Özgürlükçü laiklik, devletin de din alanına karışmadığı, tüm
dinlere, farklı dinlerin çeşitli yorumlarına, dindarların inanış ve
inancını yaşama biçimlerine ve tabi ki inanmayanların yaşama
biçimlerine kendisi müdahale etmediği gibi hiçbir inanç biçiminin
de yekdiğerine müdahale edemeyeceği bir sistemi işaret eder.

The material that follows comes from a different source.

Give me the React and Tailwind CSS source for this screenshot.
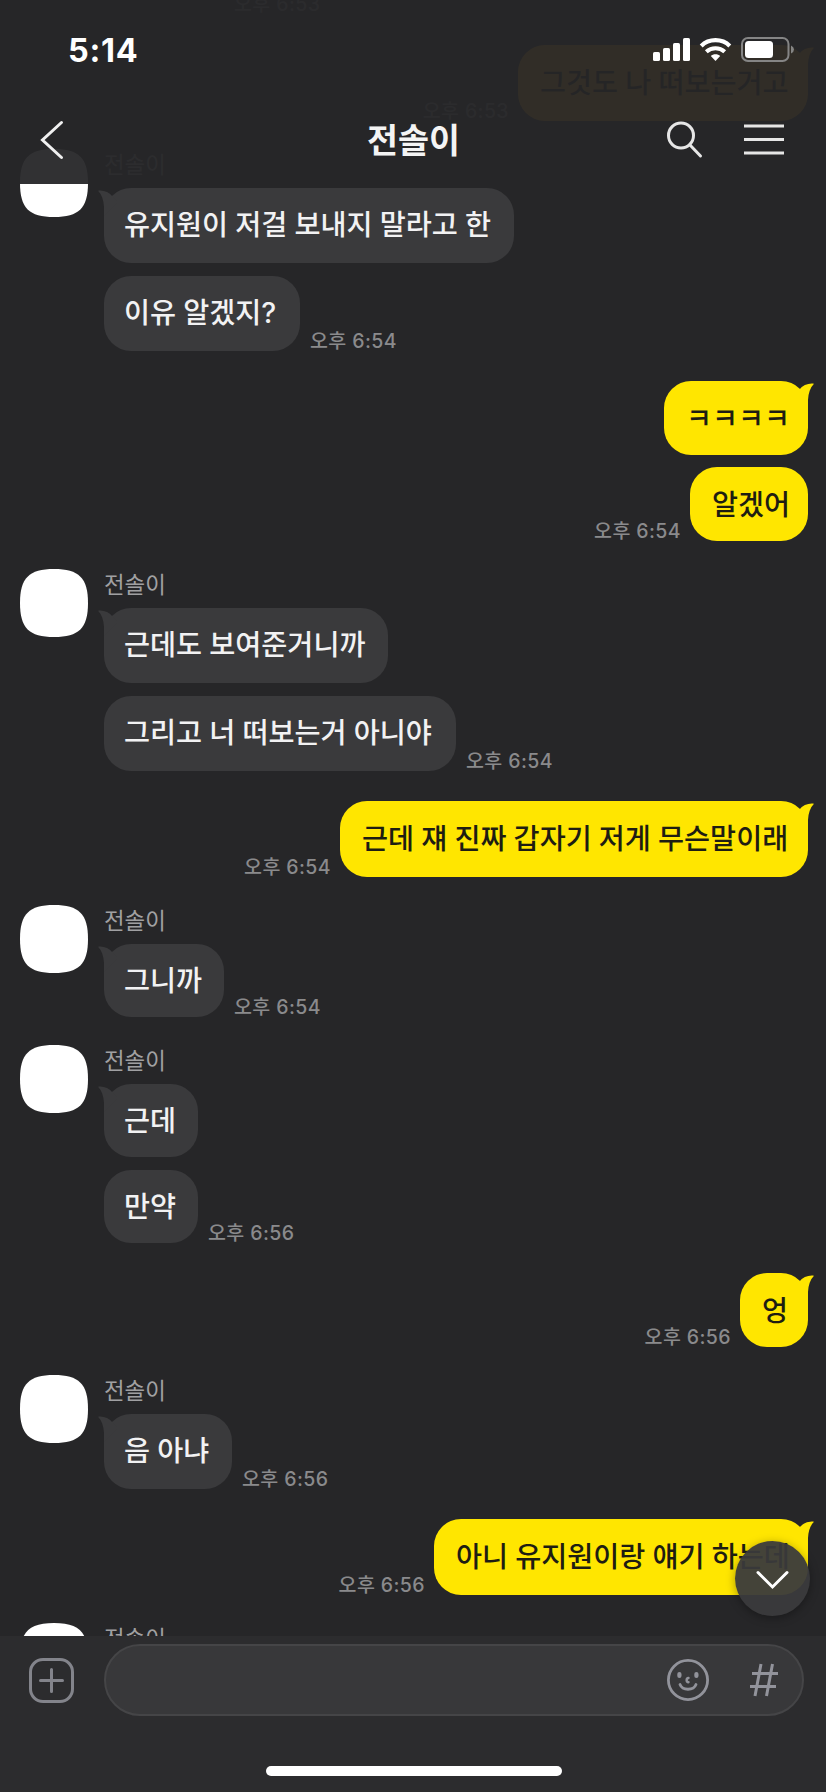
const FONT = "font-['Inter','Noto_Sans_CJK_KR',sans-serif]";

function Avatar() {
  return (
    <svg className="block h-[68px] w-[68px] shrink-0" viewBox="0 0 68 68" fill="#fff">
      <path d="M0 34C0 9 9 0 34 0S68 9 68 34S59 68 34 68S0 59 0 34Z" />
    </svg>
  );
}

function Tail({ mine, color }) {
  return (
    <svg
      className={mine ? "absolute -right-[6px] top-[2px] h-[26px] w-[20px]" : "absolute -left-[6px] top-[2px] h-[26px] w-[20px]"}
      viewBox="0 0 20 26"
      fill={color}
    >
      <path
        transform={mine ? "translate(20 0) scale(-1 1)" : undefined}
        d="M0.6 0.6C5 0.6 10 1.4 13.6 5.6L20 12L6 26V17C5.6 10 3.8 4.6 0.2 1.1Z"
      />
    </svg>
  );
}

function Bubble({ mine, amber, tail, w, h, children }) {
  const color = amber ? "#ffb214" : mine ? "#ffe600" : "#3a3a3c";
  return (
    <div
      className={
        (mine ? "text-[#1e1d12] pt-[24px] pl-[22px]" : "text-[#f2f2f3] pt-[23px] pl-[20px]") +
        " relative flex shrink-0 items-start rounded-[27px] text-[28.3px] leading-[28px] font-medium [word-spacing:-0.4px] whitespace-nowrap"
      }
      style={{ width: w, height: h, backgroundColor: color }}
    >
      {tail && <Tail mine={mine} color={color} />}
      <span className="relative">{children}</span>
    </div>
  );
}

function Time({ children }) {
  return (
    <span className="text-[19.5px] leading-[20px] font-medium tracking-[0.4px] whitespace-nowrap text-[#8a8a8c]">
      {children}
    </span>
  );
}

function Incoming({ items, time }) {
  return (
    <div className="flex gap-4 pl-5">
      <Avatar />
      <div className="flex flex-col">
        <div className="h-[39px] pt-[4px] text-[22.4px] leading-[24px] text-[#a0a0a2]">전솔이</div>
        <div className="flex flex-col gap-[13px]">
          {items.map((m, i) => (
            <div key={m.text} className="flex items-end gap-[10px]">
              <Bubble tail={i === 0} w={m.w} h={m.h}>{m.text}</Bubble>
              {i === items.length - 1 && time && <Time>{time}</Time>}
            </div>
          ))}
        </div>
      </div>
    </div>
  );
}

function Outgoing({ items, time, amber }) {
  return (
    <div className="flex flex-col gap-[12px] pr-[18px]">
      {items.map((m, i) => (
        <div key={m.text} className="flex items-end justify-end gap-[9px]">
          {i === items.length - 1 && <Time>{time}</Time>}
          <Bubble mine amber={amber} tail={i === 0} w={m.w} h={m.h}>{m.text}</Bubble>
        </div>
      ))}
    </div>
  );
}

function StatusBar() {
  return (
    <div className="flex h-[100px] items-start justify-between pt-[36px] pr-[31px] pl-[68px]">
      <div className="text-[32.5px] leading-[29px] font-bold tracking-[0.7px] text-white">5:14</div>
      <svg className="mt-px block h-[26px] w-[142px]" viewBox="0 0 142 26" fill="#fff">
        <rect x="0" y="15" width="7" height="9" rx="1.6" />
        <rect x="10" y="11" width="7" height="13" rx="1.6" />
        <rect x="20" y="6" width="7" height="18" rx="1.6" />
        <rect x="30" y="1" width="7" height="23" rx="1.6" />
        <path d="M62.500 24L57.800 19C60 16.800 65 16.800 67.200 19Z" />
        <path d="M53.300 14.800C58.500 9.900 66.500 9.900 71.700 14.800" fill="none" stroke="#fff" strokeWidth="4" />
        <path d="M48.200 8.900C56 1.300 69 1.300 76.800 8.900" fill="none" stroke="#fff" strokeWidth="4.200" />
        <rect x="89" y="1" width="46.500" height="23" rx="6" fill="none" stroke="#858585" strokeWidth="2" />
        <rect x="92" y="4" width="28" height="17" rx="3.500" />
        <path d="M138 8.500Q141 10 141 12.500T138 16.500Z" fill="#858585" />
      </svg>
    </div>
  );
}

function TitleBar() {
  return (
    <div className="flex h-[84px] items-start justify-between pr-[41px] pl-[40px]">
      <svg className="mt-[20px] block h-[40px] w-[116px]" viewBox="0 0 116 40" fill="none" stroke="#f0f0f0" strokeWidth="3" strokeLinecap="round">
        <path d="M21.500 2.500L2.500 20L21.500 37.500" />
      </svg>
      <h1 className="mt-[23px] ml-[4px] text-[33.7px] leading-[36px] font-bold text-[#f4f4f4]">전솔이</h1>
      <svg className="mt-[20px] block h-[40px] w-[118px]" viewBox="0 0 118 40" fill="none" stroke="#e6e6e6" strokeWidth="3">
        <circle cx="14" cy="15.500" r="12.500" />
        <path d="M23 25L33.500 36" strokeLinecap="round" />
        <path d="M77 6H117M77 19.500H117M77 33H117" />
      </svg>
    </div>
  );
}

function Composer() {
  return (
    <footer className="relative h-[156px] bg-[#2c2c2e] pt-[8px]">
      <div className="flex items-start pr-[22px] pl-[29px]">
        <svg className="mt-[14px] block h-[45px] w-[45px]" viewBox="0 0 45 45" fill="none" stroke="#83848b" strokeWidth="3" strokeLinecap="round">
          <rect x="1.500" y="1.500" width="42" height="42" rx="12.500" />
          <path d="M22.500 11.500V33.500M11.500 22.500H33.500" />
        </svg>
        <div className="ml-[30px] flex h-[72px] flex-1 items-center justify-end rounded-full border-2 border-[#454547] bg-[#38383a] pr-[23px]">
          <svg className="block h-[42px] w-[42px]" viewBox="0 0 42 42" fill="none" stroke="#92939b" strokeWidth="2.800" strokeLinecap="round">
            <circle cx="21" cy="21" r="19.600" />
            <path d="M13 25.500C15.500 31.800 26.500 31.800 29 25.500" />
            <path d="M21.500 19C19 19.300 19 23 21.500 23.200" strokeWidth="2.400" />
            <rect x="10.300" y="13" width="4.200" height="6" rx="2.100" fill="#92939b" stroke="none" />
            <rect x="27.300" y="13" width="4.200" height="6" rx="2.100" fill="#92939b" stroke="none" />
          </svg>
          <svg className="ml-[40px] block h-[34px] w-[30px]" viewBox="0 0 30 34" fill="none" stroke="#92939b" strokeWidth="3">
            <path d="M12 1L6 33M23.500 1L17.500 33M3 10.500H29M1 23.500H27" />
          </svg>
        </div>
      </div>
      <div className="mt-[50px] ml-[266px] h-[10px] w-[296px] rounded-full bg-white" />
    </footer>
  );
}

export default function App() {
  return (
    <div className={FONT + " relative flex h-[1792px] w-[826px] flex-col overflow-hidden bg-[#262628]"}>
      <main className="relative h-[1636px] overflow-hidden">
        <div className="flex h-[14px] items-end pl-[234px]">
          <Time>오후 6:53</Time>
        </div>
        <div className="mt-[31px]">
          <Outgoing amber time="오후 6:53" items={[{ text: "그것도 나 떠보는거고", w: 290, h: 76 }]} />
        </div>
        <div className="mt-[28px]">
          <Incoming time="오후 6:54" items={[{ text: "유지원이 저걸 보내지 말라고 한", w: 410, h: 75 }, { text: "이유 알겠지?", w: 196, h: 75 }]} />
        </div>
        <div className="mt-[30px]">
          <Outgoing time="오후 6:54" items={[{ text: "ㅋㅋㅋㅋ", w: 144, h: 74 }, { text: "알겠어", w: 118, h: 74 }]} />
        </div>
        <div className="mt-[28px]">
          <Incoming time="오후 6:54" items={[{ text: "근데도 보여준거니까", w: 284, h: 75 }, { text: "그리고 너 떠보는거 아니야", w: 352, h: 75 }]} />
        </div>
        <div className="mt-[30px]">
          <Outgoing time="오후 6:54" items={[{ text: "근데 쟤 진짜 갑자기 저게 무슨말이래", w: 468, h: 76 }]} />
        </div>
        <div className="mt-[28px]">
          <Incoming time="오후 6:54" items={[{ text: "그니까", w: 120, h: 73 }]} />
        </div>
        <div className="mt-[28px]">
          <Incoming time="오후 6:56" items={[{ text: "근데", w: 94, h: 73 }, { text: "만약", w: 94, h: 73 }]} />
        </div>
        <div className="mt-[30px]">
          <Outgoing time="오후 6:56" items={[{ text: "엉", w: 68, h: 74 }]} />
        </div>
        <div className="mt-[28px]">
          <Incoming time="오후 6:56" items={[{ text: "음 아냐", w: 128, h: 75 }]} />
        </div>
        <div className="mt-[30px]">
          <Outgoing time="오후 6:56" items={[{ text: "아니 유지원이랑 얘기 하는데", w: 374, h: 76 }]} />
        </div>
        <div className="mt-[28px]">
          <Incoming items={[]} />
        </div>
        <button className="absolute top-[1541px] left-[735px] flex h-[75px] w-[75px] items-center justify-center rounded-full bg-[#3a3a3c]/95 shadow-[0_2px_10px_rgba(0,0,0,0.35)]">
          <svg className="mt-[3px] block h-[20px] w-[34px]" viewBox="0 0 34 20" fill="none" stroke="#fff" strokeWidth="3" strokeLinecap="round">
            <path d="M2 2.500L16.500 17L31 2.500" />
          </svg>
        </button>
      </main>
      <Composer />
      <header className="absolute inset-x-0 top-0 h-[184px] bg-[#262628]/95">
        <StatusBar />
        <TitleBar />
      </header>
    </div>
  );
}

Özgürlükçü laiklik, din ve ibadet özgürlüğü ile düşünce ve ifade
özgürlüğünün bir bütünün iki parçası gibi görüleceği, biri olmadan
diğerinin hayat bulamayacağı iki temel hakkın kullanımını mümkün
kılacak bir sistem inşa etmek için gerekli zemin olarak
görülebilir.
Cumhuriyetin ikinci yüzyılına hazırlanırken toplumun, iktidarı
ve muhalefetiyle siyasi partilerin, muhalefet partileri arasında
şekillenmekte olan ittifak ilişkilerinin gelecek tasavvuru
özgürlükçü laiklik inşası üzerine olur umarım. Ancak böyle olduğu
takdirde eşitlikçi bir yapı halinde demokratikleşmek mümkün olacak
sanırım.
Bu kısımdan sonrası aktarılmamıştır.